Where does A-Rod, after the most frustrating year of what already seems to be a Hall of Fame career, go from here? And what about his Yankees, whitewashed by a wild-card team that won only 19 of its final 50 games in the regular season?

Trade A-Rod? Blow up the team and start over? Fire Joe Torre? Rip up the coaching staff? Revamp the front office? Start from scratch? That's all on the table, and more. Such was the total team failure of the Yankees this postseason -- and, more pointedly, A-Rod's personal meltdown.

"I haven't even thought about next year," a downcast Brian Cashman, the team's once-again beleaguered general manager, said in a crowded hallway after the Yankees' loss in their American League Division Series against the Tigers. "I wasn't even expecting to think about next year."

No, this one was a stunner by anyone's reckoning. The mighty Yankees, after all, had the best record in the league and the best lineup in the game. The Tigers played terribly in the second half of the season and limped into the postseason after getting swept by the Royals in the final weekend of the regular season. At home.

Really, who saw this coming? Who could have imagined that the Yankees would hit so poorly (.246, including a stretch of 20 straight innings without scoring a run) and pitch maybe worse (a 5.56 ERA, while the Tigers hit .309)?

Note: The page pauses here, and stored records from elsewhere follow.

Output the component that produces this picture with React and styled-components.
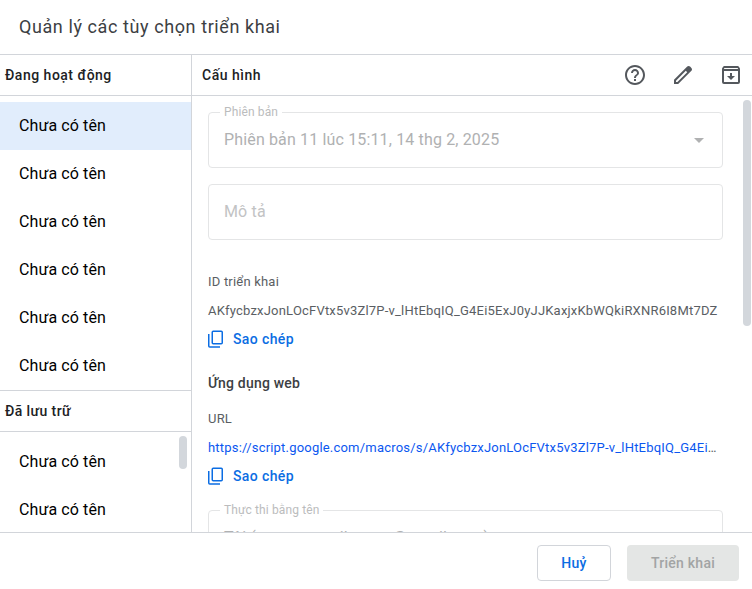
import React from "react";
import styled, { createGlobalStyle, css } from "styled-components";

const line = "#d2d5da";

const GlobalStyle = createGlobalStyle`
  * { box-sizing: border-box; }
  body { margin: 0; background: #fff; overflow: hidden; font-family: Roboto, "Noto Sans", sans-serif; }
`;

const Dialog = styled.div`
  width: 752px;
  height: 589px;
  display: flex;
  flex-direction: column;
  background: #fff;
`;

const TitleBar = styled.header`
  height: 54px;
  flex: none;
  padding-left: 19px;
`;

const Title = styled.h1`
  margin: 0;
  font-size: 18px;
  line-height: 54px;
  font-weight: 400;
  letter-spacing: 0.59px;
  color: #3c4043;
  white-space: nowrap;
`;

const Body = styled.main`
  height: 479px;
  flex: none;
  display: grid;
  grid-template-columns: 192px 560px;
  border-top: 1px solid ${line};
  border-bottom: 1px solid ${line};
`;

const Sidebar = styled.aside`
  height: 477px;
  display: flex;
  flex-direction: column;
  border-right: 1px solid ${line};
  overflow: hidden;
`;

const Heading = styled.h2`
  margin: 0;
  flex: none;
  height: 41px;
  padding-left: 5px;
  font-size: 14px;
  line-height: 40px;
  font-weight: 500;
  letter-spacing: ${(p) => p.$spacing ?? 0.5}px;
  color: #202124;
  border-bottom: 1px solid ${line};
`;

const List = styled.ul`
  position: relative;
  list-style: none;
  margin: 0;
  padding: 6px 0 0;
  flex: none;
  height: ${(p) => p.$height}px;
  overflow: hidden;
  border-bottom: ${(p) => (p.$ruled ? `1px solid ${line}` : "none")};
`;

const Item = styled.li`
  height: 48px;
  padding-left: 19px;
  font-size: 16px;
  line-height: 48px;
  letter-spacing: 0.1px;
  color: #000;
  background: ${(p) => (p.$selected ? "#e1edfc" : "transparent")};
`;

const Thumb = styled.div`
  position: absolute;
  width: 8px;
  border-radius: 4px;
  background: #d3d7dc;
  top: 4px;
  right: ${(p) => p.$right}px;
  height: ${(p) => p.$height}px;
`;

const Panel = styled.section`
  height: 477px;
  display: flex;
  flex-direction: column;
  min-width: 0;
`;

const Toolbar = styled.div`
  flex: none;
  height: 41px;
  display: flex;
  align-items: center;
  justify-content: space-between;
  padding: 0 9px 0 10px;
  border-bottom: 1px solid ${line};
`;

const ToolbarTitle = styled(Heading)`
  padding: 0;
  height: 40px;
  border: 0;
`;

const Actions = styled.div`
  display: flex;
  gap: 24px;
`;

const IconButton = styled.button`
  display: flex;
  padding: 0;
  border: 0;
  background: none;
  color: #54585d;
`;

const Content = styled.div`
  position: relative;
  flex: 1;
  min-height: 0;
  overflow: hidden;
  padding: 16px 29px 0 16px;
`;

const Field = styled.div`
  position: relative;
  height: 56px;
  margin-top: ${(p) => p.$gap ?? 0}px;
  padding: 0 15px;
  display: flex;
  align-items: center;
  justify-content: space-between;
  border: 1px solid #e4e5e6;
  border-radius: 4px;
  font-size: 16px;
  letter-spacing: 0.15px;
  color: ${(p) => (p.$placeholder ? "#c2c3c4" : "#b0b1b2")};
`;

const FieldText = styled.span`
  line-height: 24px;
`;

const FieldLabel = styled.span`
  position: absolute;
  top: -9px;
  left: 11px;
  padding: 0 4px;
  font-size: 12px;
  line-height: 16px;
  letter-spacing: 0.12px;
  color: #bbbcbd;
  background: #fff;
`;

const Chevron = styled.svg`
  margin-right: 3px;
`;

const Caption = styled.div`
  height: 20px;
  margin-top: ${(p) => p.$gap}px;
  font-size: 13px;
  line-height: 20px;
  letter-spacing: 0.2px;
  color: #5a5e63;
`;

const Value = styled.div`
  height: 20px;
  margin-top: 9px;
  width: 511px;
  font-size: 13px;
  line-height: 20px;
  letter-spacing: 0.2px;
  color: #5a5e63;
  white-space: nowrap;
`;

const Link = styled.a`
  color: #0b57f0;
`;

const CopyButton = styled.button`
  display: flex;
  align-items: center;
  gap: 8px;
  height: 20px;
  margin-top: 8px;
  padding: 0;
  border: 0;
  background: none;
  font: 500 14px/20px Roboto, sans-serif;
  letter-spacing: 0.38px;
  color: #0b6de3;
`;

const Subheading = styled.h3`
  margin: 24px 0 0;
  font-size: 14px;
  line-height: 20px;
  font-weight: 500;
  letter-spacing: 0.2px;
  color: #3c4043;
`;

const Footer = styled.footer`
  height: 56px;
  flex: none;
  display: flex;
  justify-content: flex-end;
  gap: 16px;
  padding: 12px 13px 0 0;
`;

const Button = styled.button`
  width: ${(p) => p.$width}px;
  height: 36px;
  padding: 0;
  border-radius: 4px;
  font: 500 14px/20px Roboto, sans-serif;
  letter-spacing: 0.25px;
  ${(p) =>
    p.$muted
      ? css`
          border: 0;
          background: #e4e6e5;
          color: #a2a4a4;
        `
      : css`
          border: 1px solid ${line};
          background: #fff;
          color: #0b6de3;
        `}
`;

const Glyph = ({ d, size = 24 }) => (
  <svg width={size} height={size} viewBox="0 0 24 24" fill="currentColor">
    <path d={d} />
  </svg>
);

const icons = {
  help: "M11 18h2v-2h-2v2zm1-16C6.48 2 2 6.48 2 12s4.480 10 10 10 10-4.480 10-10S17.520 2 12 2zm0 18c-4.410 0-8-3.590-8-8s3.590-8 8-8 8 3.590 8 8-3.590 8-8 8zm0-14c-2.210 0-4 1.790-4 4h2c0-1.100.9-2 2-2s2 .9 2 2c0 2-3 1.750-3 5h2c0-2.250 3-2.500 3-5 0-2.210-1.790-4-4-4z",
  edit: "M20.410 4.940l-1.350-1.350c-.78-.78-2.050-.78-2.830 0L3 16.820V21h4.180L20.410 7.770c.79-.78.79-2.050 0-2.830zM6.410 19.060L5 19v-1.360l9.820-9.820 1.410 1.410-9.820 9.830z",
  archive: "M18.700 3H5.300C4.900 3 4.500 3.200 4.300 3.500L3.300 5C3.100 5.300 3 5.700 3 6v13a2 2 0 0 0 2 2h14a2 2 0 0 0 2-2V6c0-.3-.1-.7-.3-1l-1-1.500C19.500 3.200 19.100 3 18.700 3zM5.500 5h13l.5.500V6H5v-.5L5.500 5zM5 19V8h14v11H5zm6-9v3H8l4 4 4-4h-3v-3h-2z",
};

const Copy = () => (
  <CopyButton>
    <svg width="17" height="18" viewBox="0 0 17 18" fill="none" stroke="currentColor" strokeWidth="1.5">
      <rect x="4.250" y="1.250" width="10" height="12.500" rx="1" />
      <path d="M.75 4v12a1 1 0 0 0 1 1H12" />
    </svg>
    Sao chép
  </CopyButton>
);

const active = Array.from({ length: 6 }, () => "Chưa có tên");
const archived = ["Chưa có tên", "Chưa có tên"];

export default function App() {
  return (
    <Dialog>
      <GlobalStyle />
      <TitleBar>
        <Title>Quản lý các tùy chọn triển khai</Title>
      </TitleBar>
      <Body>
        <Sidebar>
          <Heading>Đang hoạt động</Heading>
          <List $height={295} $ruled>
            {active.map((name, i) => (
              <Item key={i} $selected={i === 0}>{name}</Item>
            ))}
          </List>
          <Heading $spacing={0.4}>Đã lưu trữ</Heading>
          <List $height={100}>
            {archived.map((name, i) => (
              <Item key={i}>{name}</Item>
            ))}
            <Thumb $right={4} $height={33} />
          </List>
        </Sidebar>
        <Panel>
          <Toolbar>
            <ToolbarTitle>Cấu hình</ToolbarTitle>
            <Actions>
              <IconButton aria-label="help"><Glyph d={icons.help} /></IconButton>
              <IconButton aria-label="edit"><Glyph d={icons.edit} /></IconButton>
              <IconButton aria-label="archive"><Glyph d={icons.archive} /></IconButton>
            </Actions>
          </Toolbar>
          <Content>
            <Field>
              <FieldLabel>Phiên bản</FieldLabel>
              <FieldText>Phiên bản 11 lúc 15:11, 14 thg 2, 2025</FieldText>
              <Chevron width="10" height="5" viewBox="0 0 10 5" fill="currentColor">
                <path d="M0 0h10L5 5z" />
              </Chevron>
            </Field>
            <Field $gap={16} $placeholder>
              <FieldText>Mô tả</FieldText>
            </Field>
            <Caption $gap={32}>ID triển khai</Caption>
            <Value>AKfycbzxJonLOcFVtx5v3Zl7P-v_lHtEbqIQ_G4Ei5ExJ0yJJKaxjxKbWQkiRXNR6I8Mt7DZ</Value>
            <Copy />
            <Subheading>Ứng dụng web</Subheading>
            <Caption $gap={16}>URL</Caption>
            <Value>
              <Link>https://script.google.com/macros/s/AKfycbzxJonLOcFVtx5v3Zl7P-v_lHtEbqIQ_G4Ei</Link>…
            </Value>
            <Copy />
            <Field $gap={24}>
              <FieldLabel>Thực thi bằng tên</FieldLabel>
              <FieldText>Tôi (use.myemail.users@gmail.com)</FieldText>
            </Field>
            <Thumb $right={1} $height={226} />
          </Content>
        </Panel>
      </Body>
      <Footer>
        <Button $width={74}>Huỷ</Button>
        <Button $width={112} $muted>Triển khai</Button>
      </Footer>
    </Dialog>
  );
}
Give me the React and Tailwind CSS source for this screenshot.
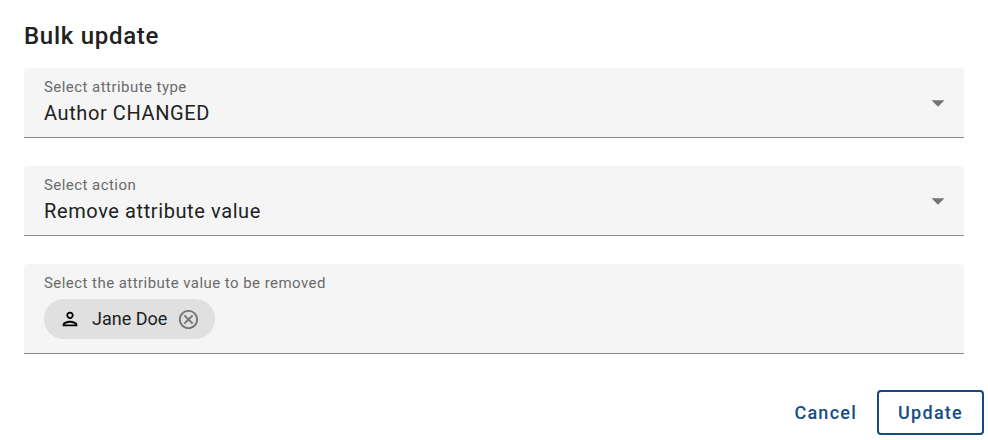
import React, { useState } from 'react';

function FilledSelect({ id, label, value, options, onChange }) {
  return (
    <div className="relative h-[70px] rounded-t border-b border-[#8c8c8c] bg-[#f5f5f5]">
      <label htmlFor={id} className="pointer-events-none absolute left-5 top-2 text-[15px] leading-[22px] tracking-[0.03em] text-[#6b6b6b]">
        {label}
      </label>
      <select
        id={id}
        value={value}
        onChange={(e) => onChange(e.target.value)}
        className="h-full w-full appearance-none bg-transparent pl-5 pr-12 pt-5 text-xl tracking-[0.03em] text-[#212121] outline-none"
      >
        {options.map((option) => (
          <option key={option}>{option}</option>
        ))}
      </select>
      <div className="pointer-events-none absolute inset-y-0 right-[19px] flex items-center pt-px">
        <svg viewBox="0 0 14 7" className="h-[7px] w-[14px]" fill="#757575">
          <path d="M.5.3h13L7 6.8z" />
        </svg>
      </div>
    </div>
  );
}

function PersonIcon() {
  return (
    <svg viewBox="0 0 24 24" className="h-[22px] w-[22px]" fill="#000000">
      <path d="M12 6c1.1 0 2 .9 2 2s-.9 2-2 2-2-.9-2-2 .9-2 2-2m0 10c2.7 0 5.8 1.29 6 2H6c.23-.72 3.31-2 6-2m0-12C9.79 4 8 5.79 8 8s1.79 4 4 4 4-1.79 4-4-1.79-4-4-4m0 10c-2.67 0-8 1.34-8 4v2h16v-2c0-2.66-5.33-4-8-4" />
    </svg>
  );
}

function CancelIcon() {
  return (
    <svg viewBox="0 0 24 24" className="h-[23px] w-[23px]" fill="#757575">
      <path d="M12 2C6.47 2 2 6.47 2 12s4.47 10 10 10 10-4.47 10-10S17.53 2 12 2m0 18c-4.41 0-8-3.59-8-8s3.59-8 8-8 8 3.59 8 8-3.59 8-8 8m3.59-13L12 10.59 8.41 7 7 8.41 10.59 12 7 15.59 8.41 17 12 13.41 15.59 17 17 15.59 13.41 12 17 8.41z" />
    </svg>
  );
}

function App() {
  const [attribute, setAttribute] = useState('Author CHANGED');
  const [action, setAction] = useState('Remove attribute value');
  const [values, setValues] = useState(['Jane Doe']);

  return (
    <form className="bg-white font-['Roboto',sans-serif]" onSubmit={(e) => e.preventDefault()}>
      <div className="px-6 pt-5">
        <h1 className="text-2xl font-medium leading-8 tracking-[0.03em] text-[#212121]">Bulk update</h1>
        <div className="mt-4 flex flex-col gap-7">
          <FilledSelect
            id="attribute-type"
            label="Select attribute type"
            value={attribute}
            options={['Author CHANGED', 'Publisher', 'Keywords']}
            onChange={setAttribute}
          />
          <FilledSelect
            id="action"
            label="Select action"
            value={action}
            options={['Remove attribute value', 'Add attribute value']}
            onChange={setAction}
          />
          <div className="h-[90px] rounded-t border-b border-[#8c8c8c] bg-[#f5f5f5] px-5 pt-2">
            <p className="text-[15px] leading-[22px] tracking-[0.03em] text-[#6b6b6b]">Select the attribute value to be removed</p>
            <div className="mt-[5px] flex gap-2">
              {values.map((value) => (
                <span key={value} className="flex h-10 items-center rounded-full bg-[#e0e0e0] px-[15px] text-lg text-[#212121]">
                  <PersonIcon />
                  <span className="ml-[11px]">{value}</span>
                  <button
                    type="button"
                    aria-label={`Remove ${value}`}
                    className="ml-[10px]"
                    onClick={() => setValues(values.filter((v) => v !== value))}
                  >
                    <CancelIcon />
                  </button>
                </span>
              ))}
            </div>
          </div>
        </div>
      </div>

      {/* Actions */}
      <div className="mt-9 flex justify-end gap-1 px-1">
        <button type="button" className="h-[45px] px-4 text-lg font-medium tracking-[0.07em] text-[#144d86]">
          Cancel
        </button>
        <button type="submit" className="h-[45px] rounded border-2 border-[#134a80] px-[19px] text-lg font-medium tracking-[0.07em] text-[#144d86]">
          Update
        </button>
      </div>
    </form>
  );
}

export default App;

How could anyone have figured that A-Rod, even after a miserable stretch at the plate this summer, would hit just .071 for the series (1-for-14), a measly single his only contribution?

The Tigers lost 119 games in 2003. And now they've dumped the Yankees, many people's World Series favorites, from the postseason?

"It's incredibly disappointing," Cashman intoned. "I'm stunned."

It's hard to pinpoint exactly where the Yankees' postseasons have gone wrong over the past several years. They won the 2000 World Series against the Mets, and they were just a couple of outs away from winning the 2001 World Series before Luis Gonzalez and the Diamondbacks turned things around. Since then, they've lost in the first round of the postseason three times (2002, '05, '06), in the AL Championship Series once ('04) and they lost to the Marlins in the '03 World Series.

Being the Yankees, they haven't been shy about spending money to try to right things, either. Through shrewd and often expensive trades, or by signing the priciest of free agents, they've added Jason Giambi, Randy Johnson, Gary Sheffield, Hideki Matsui, Rodriguez, Carl Pavano, Jaret Wright, Johnny Damon and Bobby Abreu, among others, since the '01 season.